These properties appear to be strongly universal, in the sense that human communicative interaction in every language and culture appears to exhibit them. They are also apparent in the absence of a shared language, most notably in the phenomenon of ‘home sign’ when a deaf child is born into a hearing family with no available institutional sign language and invents a gesture system of its own in conjunction with its caregivers [28]. Many of the properties are also visible in infant proto-conversation, where a pre-linguistic infant exchanges multimodal signals non-verbally with its caregivers. These properties are also shared in quite large part with the other members of the great ape family [27]. This seems to indicate that the interaction engine is part of a deep ethological substrate to human communication.

2. A puzzle: language structure appears remarkably independent of the interactional niche

Given the robust constancy of the interactional niche across languages and the fact that it is where the bulk of language use occurs and where children learn language, one might have expected there to be many deep ways in which languages are adapted via cultural evolution to the context where they are so intensively used. But in fact such stigmata of the interactional niche are far from obvious. For example, given the universal and intensive character of turn-taking, one might have expected there to be clear ‘over and out’ signals of the kind used on two-way radios—instead, the ends of turns are judged by a complex and distributed set of features [11]. Or, given the multimodal nature of that niche, one might have expected an elaborate syntax that could freely embed non-vocal signals sequentially along with vocal ones. This occurs only to a limited extent, as in ‘The two cars went [claps hands]’ (see [29]). Instead, multimodal signals are normally layered over one another (as when saying ‘This one’ with simultaneous pointing). On the face of it then, linguistic structure looks remarkably independent of the interactional niche, and this has made it possible for linguists like Chomsky [30] to claim that language did not evolve for communication at all.
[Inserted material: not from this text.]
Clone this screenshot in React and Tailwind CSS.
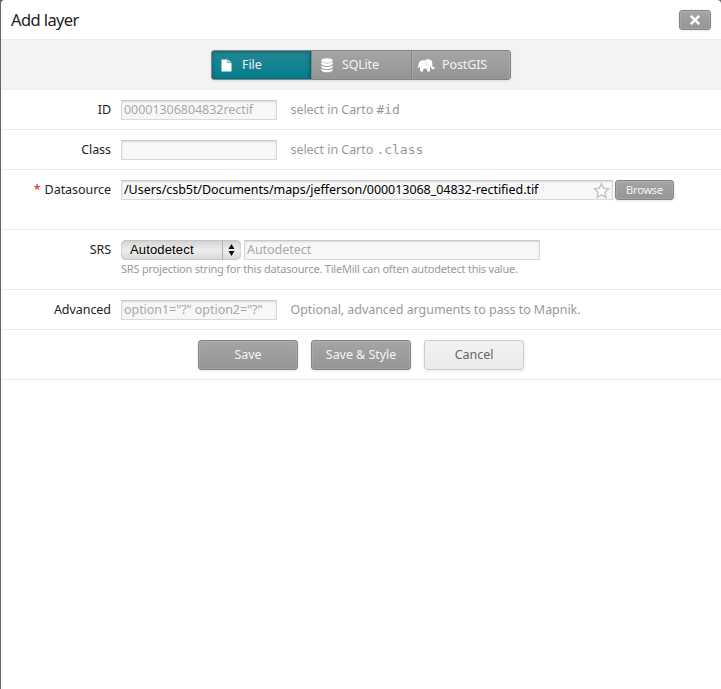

Here I propose two responses. The first is to point out that there are in fact many ways in which natural languages adapt through cultural evolution to the interactional niche, certainly more than normally meet the linguist's eye. This section spells those out. The second is to sketch how in fact the very core of language structure may owe its origin to the multimodal niche in which language most likely evolved, which is the subject of the rest of the paper.

It is possible to make quite a list of features of linguistic structure and organization that indubitably owe their origin to the interactional niche. Consider for example the so-called McGurk effect, wherein people hearing ‘ba’ but seeing lips moving as if for ‘ga’ hear an intermediary sound, often ‘da’ [31]. The phenomenon illustrates the confluence of auditory and visual information experienced in the interactional niche. In a similar way, it has been shown that mismatches between gesture and speech confuse the understanding of narrative [32]. Another telling detail is that normal speech levels (ca 65 dB) are clearest in a 1–4 m range, the typical interactional huddle, while the critical 2–4 kHz band associated with fine consonant discrimination is most intelligable at a face-to-face distance of just 1 m.

Consider now that the basic grammatical unit, the minimal clause, seems temporally fitted to the typical turn length of just under 2 s. This is not surprising, as the first part of a contingency pair (a question, request, offer or the like) is normally a full clause, while the response may be more elliptical. The function of such a turn, of course, is basically to deliver a speech act, and some speech acts like questions, requests, proposals, etc. come with language-specific grammatical marking (interrogative, imperative, optative marking and the like), although many do not [33].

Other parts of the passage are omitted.